Note taking and discussion
During a consultation, it's sometimes important for the client to take notes and to write down his or her preliminary ideas for the writing assignment. These notes serve as a starting point for the development of the paper.

Since there can be anxiety about the quality or soundness of one's ideas, some clients like to test out their ideas verbally before committing them to paper. It's also true that in talking through their ideas, clients may develop a better understanding of those ideas.

Like more traditional free writing experiences, these notes do not need to be grammatically sound or even in complete sentences. The idea is merely to get the ideas on paper.

Clients will sometimes come to their consultations with these notes already in hand.

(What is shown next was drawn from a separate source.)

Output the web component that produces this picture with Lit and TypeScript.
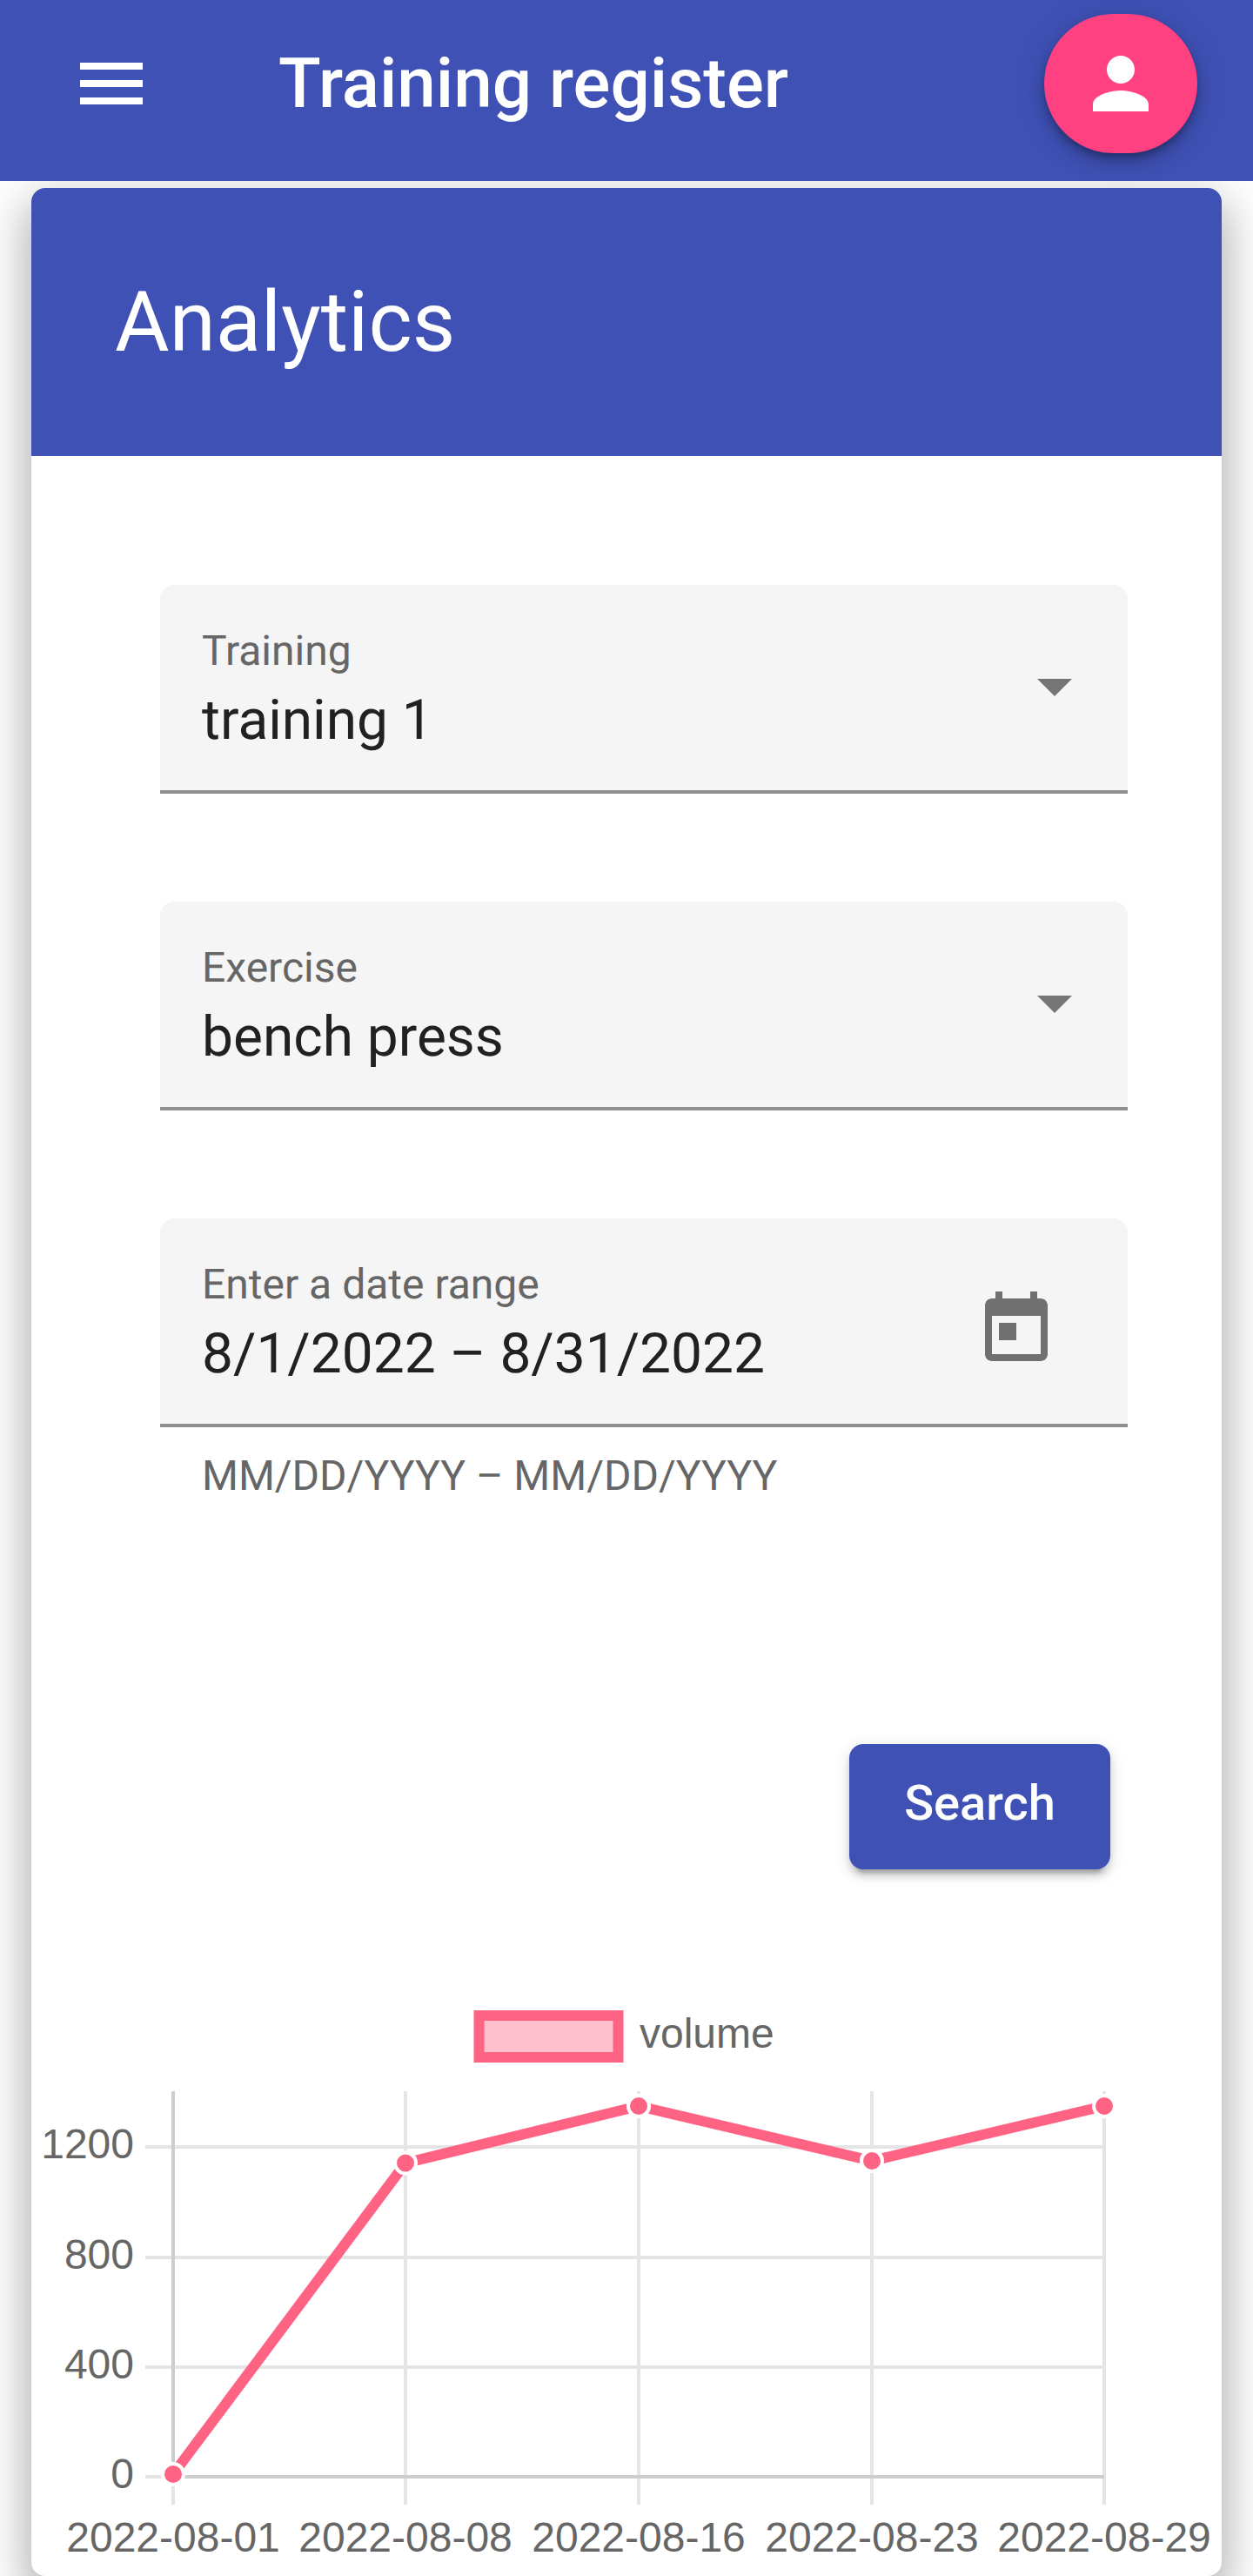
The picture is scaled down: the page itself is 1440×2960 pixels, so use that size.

In that case, a consultant may wish to guide the client through mapping or outlining the paper.

MAPPING

A visual pre-writing strategy
Since focused free writing looks to put the writer's ideas for the assignment on paper, a client may find that those notes have limited value for moving forward in the writing process.

Mapping is a strategy that helps the writer move forward by revealing relationships in the writer's ideas. Big topics lead to smaller sub-topics and form clusters.

As a visual rendering of the paper, mapping can reveal a paper's relative strengths and weaknesses. For example, mapping may reveal that what a client thinks of as a major topic in the paper is only a sub-topic of another major topic. Mapping then allows clients to look for balance and development in their ideas.

Mapping can also be oriented around the assignment requirements, with the client checking off requirements as he or she meets them in mapping out the paper.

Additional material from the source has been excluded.